Turn the question on it’s head and make up a story where the math matches the observation in every circumstance. If you can, and I’m not sure I could, work backwards from there to find the breaking point. Or just remember that the map is not the territory, the finger that points to the moon is not the moon, and get on with things.

This was my attempt to make up a story where the math would match something real:

But in the actual case what we have is just a “virtual sample”. I’m wondering if there are any conceivable circumstances where a virtual sample would make sense.

How about the classic example of testing whether a coin is biased? This seems to use “virtual sample” as described in the original post to reflect the hypothesised state of affairs in which the coin is fair: P(heads) = P(tails) = 0.5. This can be simulated without a coin (whatever number of samples one wishes) then compared against observed counts of heads vs tails of the coin in question.

The same applies for any other situation where there is a theoretically derived prediction about probabilities to be tested (for example, “is my multiple choice exam so hard that students are not performing above chance?” If there are four choices we can test against a hypothetical P=.25).

But there you have a probabilistically formulated null hypothesis (coin is fair, students perform at chance level). In the equids example, the null hypothesis is that the probability of sampling a zebra is 0, which is disproven by simply pointing out that you, in fact, sampled some zebras. It makes no sense to calculate a p-value.

I have no idea what Fisher’s test is supposed to do here. Show a correlation between the property of being a zebra and the property of being in the real, as opposed to the imaginary, sample? … That’s meaningless.

Agreed! Perhaps Fisher’s test was used because it can deal with small expected values in cells of contingency tables (where chi-square is flawed) but “small” must still > 0.

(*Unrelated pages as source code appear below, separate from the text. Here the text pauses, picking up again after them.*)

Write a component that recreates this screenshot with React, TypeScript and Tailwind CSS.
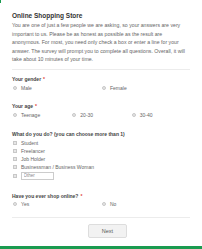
import React from "react";

function Radio({ label }: { label: string }) {
  return (
    <div className="flex items-center h-[8px] pl-[1px]">
      <span className="w-[4px] h-[4px] rounded-full bg-[#e6e6e6] border-[0.5px] border-[#c8c8c8]" />
      <span className="ml-[4px] text-[#666]">{label}</span>
    </div>
  );
}

function Check({ label }: { label: string }) {
  return (
    <div className="flex items-center h-[8px] pl-[1px]">
      <span className="w-[4px] h-[4px] bg-[#e6e6e6] border-[0.5px] border-[#c8c8c8]" />
      <span className="ml-[4px] text-[#666]">{label}</span>
    </div>
  );
}

function Heading({ text, required }: { text: string; required?: boolean }) {
  return (
    <p className="h-[8px] leading-[8px] text-[#444] font-semibold">
      {text}
      {required && <span className="ml-[2px] text-[#e0433b]">*</span>}
    </p>
  );
}

const INTRO = [
  "You are one of just a few people we are asking, so your answers are very",
  "important to us. Please be as honest as possible as the result are",
  "anonymous. For most, you need only check a box or enter a line for your",
  "answer. The survey will prompt you to complete all questions. Overall, it will",
  "take about 10 minutes of your time.",
];

export default function App() {
  return (
    <div className="relative w-[202px] h-[249px] bg-white overflow-hidden font-['Liberation_Sans',Arial,sans-serif] text-[5px] leading-[8px]">
      <span className="absolute left-0 top-0 w-[1px] h-[3px] bg-[#1a9b50]" />
      <div className="px-[12px] pt-[12px]">
        <h1 className="text-[6.5px] leading-[8px] font-bold text-[#333]">Online Shopping Store</h1>
        <p className="mt-[1.4px] leading-[8.4px] text-[5.2px] text-[#666] whitespace-nowrap">
          {INTRO.map((line) => (
            <span key={line} className="block">
              {line}
            </span>
          ))}
        </p>
        <div className="mt-[6px] border-t border-[#ececec]" />

        <div className="mt-[5px]">
          <Heading text="Your gender" required />
          <div className="mt-[1px] grid grid-cols-2">
            <Radio label="Male" />
            <Radio label="Female" />
          </div>
        </div>

        <div className="mt-[10px]">
          <Heading text="Your age" required />
          <div className="mt-[1px] grid grid-cols-3">
            <Radio label="Teenage" />
            <Radio label="20-30" />
            <Radio label="30-40" />
          </div>
        </div>

        <div className="mt-[11px]">
          <Heading text="What do you do? (you can choose more than 1)" />
          <div className="mt-[0.3px] flex flex-col">
            <Check label="Student" />
            <Check label="Freelancer" />
            <Check label="Job Holder" />
            <Check label="Businessman / Business Woman" />
            <div className="flex items-center h-[9px] mt-[1px] pl-[1px]">
              <span className="w-[4px] h-[4px] bg-[#e6e6e6] border-[0.5px] border-[#c8c8c8]" />
              <input
                placeholder="Other"
                className="ml-[3.5px] w-[33px] h-[7.5px] px-[2px] border-[0.5px] border-[#ccc] text-[4.5px] text-[#666] placeholder-[#888] outline-none"
              />
            </div>
          </div>
        </div>

        <div className="mt-[11px]">
          <Heading text="Have you ever shop online?" required />
          <div className="mt-[0.3px] grid grid-cols-2">
            <Radio label="Yes" />
            <Radio label="No" />
          </div>
        </div>

        <div className="mt-[9px] border-t border-[#ececec]" />
        <div className="mt-[6px] flex justify-center pl-[13px]">
          <button className="w-[39px] h-[14px] rounded-[2px] border-[0.5px] border-[#ddd] bg-[#f2f2f2] text-[5.5px] text-[#555]">
            Next
          </button>
        </div>
      </div>
      <div className="absolute left-0 bottom-0 w-full h-[3px] bg-[#1a9b50]" />
    </div>
  );
}
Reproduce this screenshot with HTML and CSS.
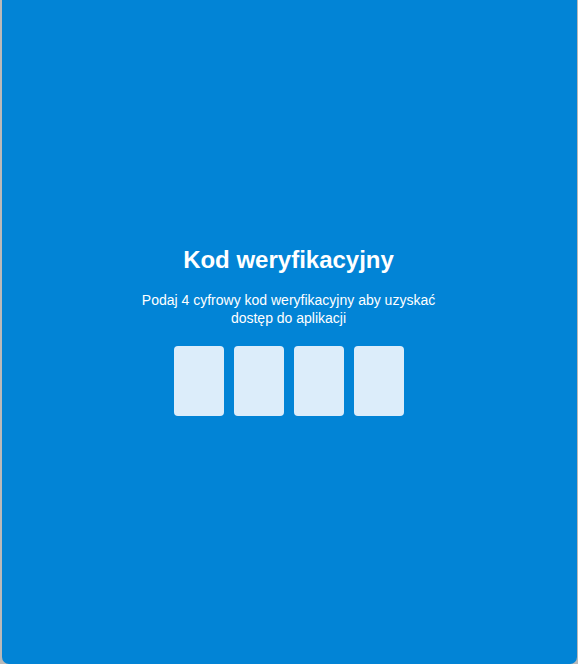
FILE: index.html
```html
<!DOCTYPE html>
<html lang="pl">
<head>
<meta charset="utf-8">
<title>Kod weryfikacyjny</title>
<link rel="stylesheet" href="styles.css">
</head>
<body>
<main class="panel">
  <div class="content">
    <h1 class="title">Kod weryfikacyjny</h1>
    <p class="desc">Podaj 4 cyfrowy kod weryfikacyjny aby uzyskać dostęp do aplikacji</p>
    <div class="code">
      <input class="digit" type="text" maxlength="1" inputmode="numeric">
      <input class="digit" type="text" maxlength="1" inputmode="numeric">
      <input class="digit" type="text" maxlength="1" inputmode="numeric">
      <input class="digit" type="text" maxlength="1" inputmode="numeric">
    </div>
  </div>
</main>
</body>
</html>
```
FILE: styles.css
```css
html, body {
  margin: 0;
  padding: 0;
  height: 100%;
}
body {
  background: #b9b9b9;
  font-family: "Liberation Sans", Arial, sans-serif;
  padding: 0 1px 0 2px;
  box-sizing: border-box;
}
.panel {
  height: 664px;
  background: #0284d6;
  border-radius: 0 0 7px 7px;
  display: flex;
  align-items: center;
  justify-content: center;
  color: #fff;
}
.content {
  display: flex;
  flex-direction: column;
  align-items: center;
  text-align: center;
  margin: -2px 2px 0 0;
}
.title {
  margin: 0;
  font-size: 24px;
  font-weight: bold;
  line-height: 28px;
}
.desc {
  margin: 17px 0 0;
  font-size: 14px;
  line-height: 18px;
  width: 310px;
}
.code {
  display: flex;
  gap: 10px;
  margin-top: 19px;
}
.digit {
  width: 50px;
  height: 70px;
  border: none;
  border-radius: 4px;
  background: #dcedfa;
  padding: 0;
  box-sizing: border-box;
  outline: none;
}
```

Which just made me think that it would have been hilarious if Dr. Yagami had realised this and continued by saying that because of it, and in order to make the statistical test applicable, he is going to add an amount of random noise.

I don’t think that there’s any examination using a statistical test that uses a virtual sample that can’t be done as well or better with another statistical test. The whole point of Fisher’s is that you have four samples from an unknown distribution. If you pretend that there is a distribution that is unknown under the null that is in fact known under the null, you are throwing information away.

IMAO Dr.Yagami doesn’t understand statistics and is spectacularly confused (did a zebra kick him in the head, by any chance?) about p-values and significance testing.